In a manner of speaking, Sen. Tim Kaine endured his own “Aleppo moment” (or two) during the vice-presidential debate when moderator Elaine Quijano asked him about the war-torn Syrian city. No, Kaine didn’t offer anything quite like Libertarian nominee Gary Johnson’s infamous gaffe, but seeing as how he chose to discuss Donald Trump’s tax returns instead, chances are the media’s reactions aren’t going to be entirely positive. Besides, what — if anything — does the Republican nominee’s incessant refusal to publicize his tax returns for transparency’s sake have to do with the Syrian civil war?

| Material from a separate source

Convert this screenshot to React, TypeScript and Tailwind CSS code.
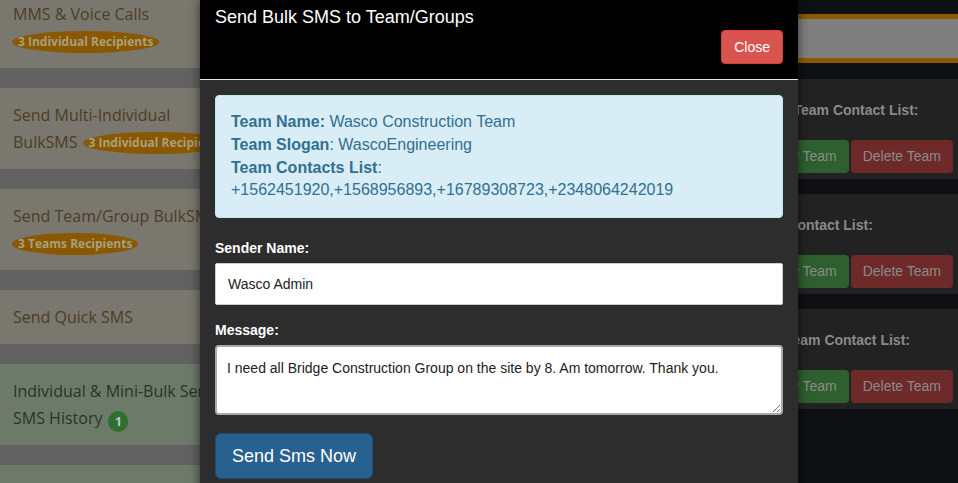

Nothing really, but according to the tangential logic Kaine displayed Tuesday night, Trump’s allegedly not paying taxes in 1995 and the years that followed “is important”:
KAINE: I’ll tell you what offends me. Gov. Pence just said Donald Trump will rebuild the military. No he won’t. Donald Trump is avoiding paying taxes. The New York Times story suggested that he probably didn’t pay taxes for about 18 years starting in 1995. Those years included the years of 9/11. So get this: On 9/11, Hillary Clinton and Donald Trump’s hometown was attacked by the worst terrorist attack in the history of the United States. Young men and women signed up to serve in the military to fight terrorism. Hillary Clinton went to Washington to get funds to rebuild her city and protect first responders, but Donald Trump was fighting a very different fight. It was a fight to avoid paying taxes, so that he wouldn’t support the fight against terror, he wouldn’t support the troops…
QUIJANO: The question was about Aleppo, senator.
KAINE: This is important, Elaine.
Kaine finished his bit about Trump’s tax returns, though did stress he had addressed Quijano’s actual question before launching into it. Yet when the moderator turned to Pence with a followup question about proposing “safe zones” in and around Aleppo for Syrians fleeing the conflict, the Indiana governor rebutted Kaine’s claims — thereby instigating additional non-Aleppo comments from the Virginian senator about Trump’s taxes.
That, and ignoring Quijano’s attempts to keep the debate on task and on schedule.